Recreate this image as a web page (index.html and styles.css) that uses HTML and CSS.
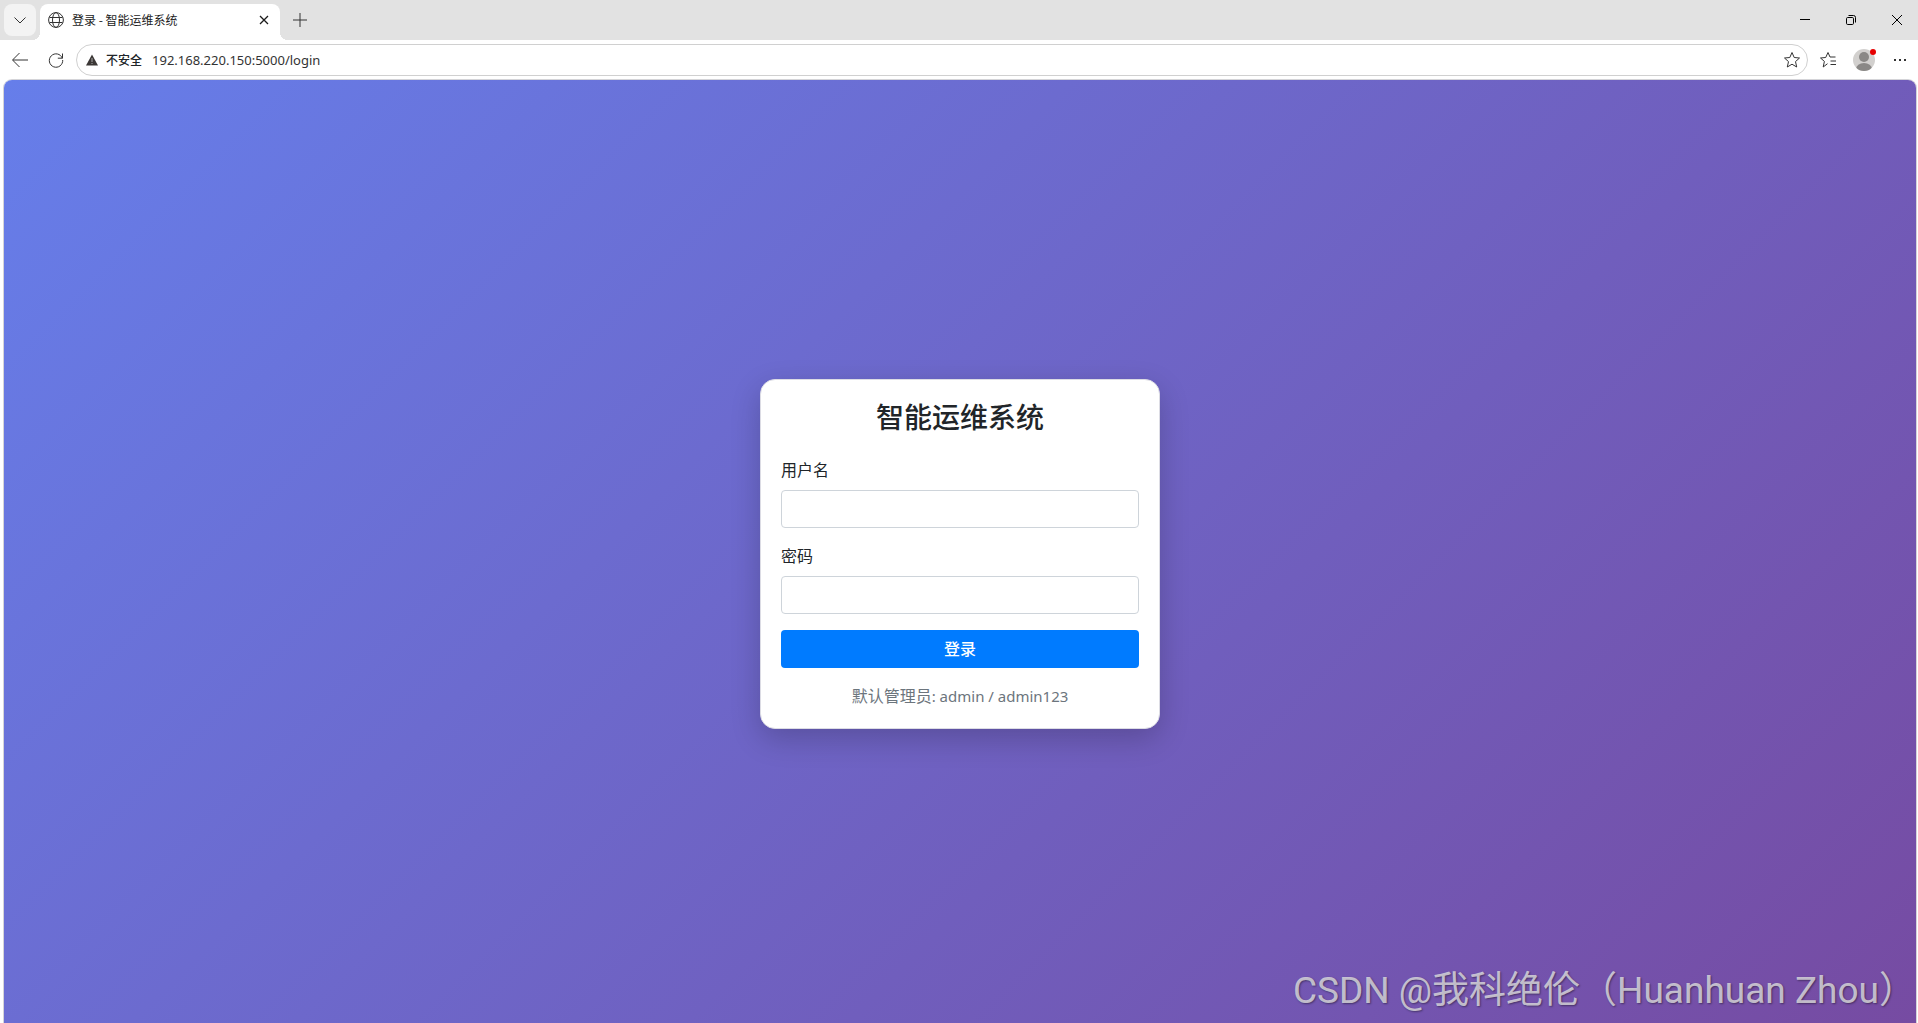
FILE: index.html
```html
<!DOCTYPE html>
<html lang="zh-CN">
<head>
<meta charset="utf-8">
<title>登录 - 智能运维系统</title>
<link rel="stylesheet" href="styles.css">
</head>
<body>
<div class="browser">
  <header class="tabbar">
    <button class="tab-menu" type="button" aria-label="标签页操作"><svg width="14" height="14" viewBox="0 0 14 14"><path d="M1.500 4.500l5.500 5.500 5.500-5.500"/></svg></button>
    <div class="tab">
      <svg class="globe" width="16" height="16" viewBox="0 0 16 16"><circle cx="8" cy="8" r="7.400"/><ellipse cx="8" cy="8" rx="3.500" ry="7.400"/><path d="M1.500 5.500h13M1.500 10.500h13"/></svg>
      <span class="tab-title">登录 - 智能运维系统</span>
      <button class="tab-close" type="button" aria-label="关闭标签页"><svg width="10" height="10" viewBox="0 0 10 10"><path d="M1 1l8 8M9 1l-8 8"/></svg></button>
    </div>
    <button class="new-tab" type="button" aria-label="新建标签页"><svg width="16" height="16" viewBox="0 0 16 16"><path d="M8 1v14M1 8h14"/></svg></button>
    <div class="window-buttons">
      <button type="button" aria-label="最小化"><svg width="12" height="12" viewBox="0 0 12 12"><path d="M1 5.500h10"/></svg></button>
      <button type="button" aria-label="还原"><svg width="12" height="12" viewBox="0 0 12 12"><rect x="1.500" y="3.500" width="7" height="7" rx="1.200"/><path d="M3.500 1.500h5a2 2 0 0 1 2 2v5"/></svg></button>
      <button type="button" aria-label="关闭"><svg width="12" height="12" viewBox="0 0 12 12"><path d="M1 1l10 10M11 1L1 11"/></svg></button>
    </div>
  </header>
  <nav class="toolbar" aria-label="导航">
    <button class="tool" type="button" aria-label="后退"><svg width="18" height="16" viewBox="0 0 18 16"><path d="M17 8H2M8.500 1L1.500 8l7 7"/></svg></button>
    <button class="tool" type="button" aria-label="刷新"><svg width="16" height="16" viewBox="0 0 16 16"><path d="M14.300 6.200A6.700 6.700 0 1 0 14.700 8M14.500 1.500v4.700H9.800"/></svg></button>
    <div class="address">
      <svg class="warning" width="14" height="14" viewBox="0 0 14 14"><path class="solid" d="M7 1.500L13 12.500H1z"/><path class="mark" d="M7 5v4M7 10v1"/></svg>
      <span class="insecure">不安全</span>
      <input class="url" type="text" aria-label="地址" value="192.168.220.150:5000/login">
      <button class="star" type="button" aria-label="收藏"><svg width="18" height="18" viewBox="0 0 18 18"><path d="M9 1.500l2.200 5 5.300.500-4 3.600 1.200 5.400L9 13.200 4.300 16l1.200-5.400-4-3.600 5.300-.500z"/></svg></button>
    </div>
    <div class="actions">
      <button class="tool" type="button" aria-label="收藏夹"><svg width="18" height="18" viewBox="0 0 18 18"><path d="M8.500 12.700L4.200 16l1.200-5.600L1.500 7l5.200-.500 2.300-5 2 4.500h5.500M11.500 10h5.500M11.500 13.500h5.500"/></svg></button>
      <button class="tool profile" type="button" aria-label="个人资料"><svg width="24" height="24" viewBox="0 0 24 24"><defs><clipPath id="disc"><circle cx="12" cy="12" r="11"/></clipPath></defs><circle cx="12" cy="12" r="11" fill="#d2d0ce"/><g clip-path="url(#disc)" fill="#8a8886"><circle cx="12" cy="9" r="5"/><ellipse cx="12" cy="21" rx="8" ry="6"/></g><circle cx="21" cy="4" r="3" fill="#e60000"/></svg></button>
      <button class="tool" type="button" aria-label="更多"><svg width="14" height="4" viewBox="0 0 14 4"><path class="solid" d="M1 1h2v2H1zM6 1h2v2H6zM11 1h2v2h-2z"/></svg></button>
    </div>
  </nav>
  <main class="page">
    <form class="card">
      <h1 class="title">智能运维系统</h1>
      <div class="field">
        <label for="username">用户名</label>
        <input id="username" type="text">
      </div>
      <div class="field">
        <label for="password">密码</label>
        <input id="password" type="password">
      </div>
      <button class="submit" type="button">登录</button>
      <p class="hint">默认管理员<span class="account">: admin / admin123</span></p>
    </form>
    <div class="watermark">CSDN @我科绝伦（Huanhuan Zhou）</div>
  </main>
</div>
</body>
</html>
```
FILE: styles.css
```css
* {
  box-sizing: border-box;
}

body {
  margin: 0;
  font-family: "Noto Sans", "Noto Sans CJK SC", sans-serif;
  color: #212529;
}

button {
  border: 0;
  padding: 0;
  background: transparent;
  font: inherit;
}

svg {
  display: block;
  fill: none;
  stroke: #333;
  stroke-width: 1;
}

.solid {
  fill: #333;
  stroke: none;
}

.browser {
  display: flex;
  flex-direction: column;
  height: 100vh;
  overflow: hidden;
  background: #fff;
}

.tabbar {
  display: flex;
  align-items: center;
  height: 40px;
  padding-left: 4px;
  background: #e2e2e2;
}

.tab-menu {
  display: grid;
  place-items: center;
  width: 32px;
  height: 32px;
  border-radius: 8px;
  background: #f3f3f3;
}

.tab {
  position: relative;
  display: flex;
  align-items: center;
  align-self: flex-end;
  gap: 8px;
  width: 240px;
  height: 36px;
  margin-left: 4px;
  padding: 0 11px 4px 8px;
  border-radius: 8px 8px 0 0;
  background: #fff;
}

.tab::before,
.tab::after {
  content: "";
  position: absolute;
  bottom: 0;
  width: 8px;
  height: 8px;
}

.tab::before {
  right: 100%;
  background: radial-gradient(circle at 0 0, transparent 8px, #fff 8px);
}

.tab::after {
  left: 100%;
  background: radial-gradient(circle at 100% 0, transparent 8px, #fff 8px);
}

.tab-title {
  flex: 1;
  font-family: "Noto Sans CJK SC", sans-serif;
  font-size: 12px;
  line-height: 16px;
  color: #1b1b1b;
}

.tab-close svg {
  stroke: #1b1b1b;
  stroke-width: 1.3;
}

.new-tab {
  display: grid;
  place-items: center;
  width: 32px;
  height: 32px;
  margin-left: 4px;
}

.window-buttons {
  display: flex;
  margin-right: -2px;
  margin-left: auto;
}

.window-buttons button {
  display: grid;
  place-items: center;
  width: 46px;
  height: 40px;
}

.window-buttons svg {
  stroke: #000;
}

.toolbar {
  display: flex;
  align-items: center;
  height: 40px;
  padding: 0 0 0 2px;
}

.tool {
  display: grid;
  place-items: center;
  width: 36px;
  height: 32px;
}

.address {
  display: flex;
  flex: 1;
  align-items: center;
  height: 32px;
  margin-left: 2px;
  padding: 0 6px 0 8px;
  border: 1px solid #d0d0d0;
  border-radius: 16px;
}

.warning .solid {
  fill: #3b3735;
}

.warning .mark {
  stroke: #aaa;
}

.insecure {
  margin: 0 8px 0 7px;
  font-family: "Noto Sans CJK SC", sans-serif;
  font-size: 12px;
  font-weight: 500;
  line-height: 16px;
}

.url {
  flex: 1;
  min-width: 0;
  padding: 0 2px;
  border: 0;
  background: transparent;
  font-family: "Noto Sans", sans-serif;
  font-size: 13px;
  color: #333;
}

.actions {
  display: flex;
  align-items: center;
  margin-left: 2px;
}

.profile svg {
  stroke: none;
}

.page {
  position: relative;
  display: flex;
  flex: 1;
  align-items: center;
  justify-content: center;
  margin: 0 2px 0 4px;
  padding-top: 5px;
  border-radius: 8px 8px 0 0;
  background: linear-gradient(135deg, #667eea 0%, #764ba2 100%);
  box-shadow: 0 0 0 1px #d4d4d8;
}

.card {
  width: 400px;
  padding: 20px;
  border: 1px solid #dcdce4;
  border-radius: 15px;
  background: #fff;
  box-shadow: 0 10px 30px rgba(0, 0, 0, 0.2);
  line-height: 24px;
}

.title {
  margin: 0 0 24px;
  font-size: 28px;
  font-weight: 500;
  line-height: 34px;
  text-align: center;
}

.field {
  margin-bottom: 16px;
}

.field label {
  display: block;
  margin-bottom: 8px;
}

.field input {
  display: block;
  width: 100%;
  height: 38px;
  padding: 6px 12px;
  border: 1px solid #ced4da;
  border-radius: 4px;
  font: inherit;
}

.submit {
  display: block;
  width: 100%;
  height: 38px;
  border-radius: 4px;
  background: #007bff;
  color: #fff;
  font-weight: 500;
}

.hint {
  margin: 16px 0 0;
  color: #6c757d;
  text-align: center;
}

.account {
  font-size: 15px;
}

.watermark {
  position: absolute;
  right: 0;
  bottom: 8px;
  font-family: Roboto, "Noto Sans CJK SC", sans-serif;
  font-size: 37px;
  font-weight: 400;
  line-height: 48px;
  white-space: nowrap;
  color: rgba(225, 225, 225, 0.8);
  text-shadow: 1px 1px 2px rgba(0, 0, 0, 0.4);
}
```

•••••

Requirement:
Count up every line above that has the word "styles" in it; answer with the number alone.

Completed exercise:
3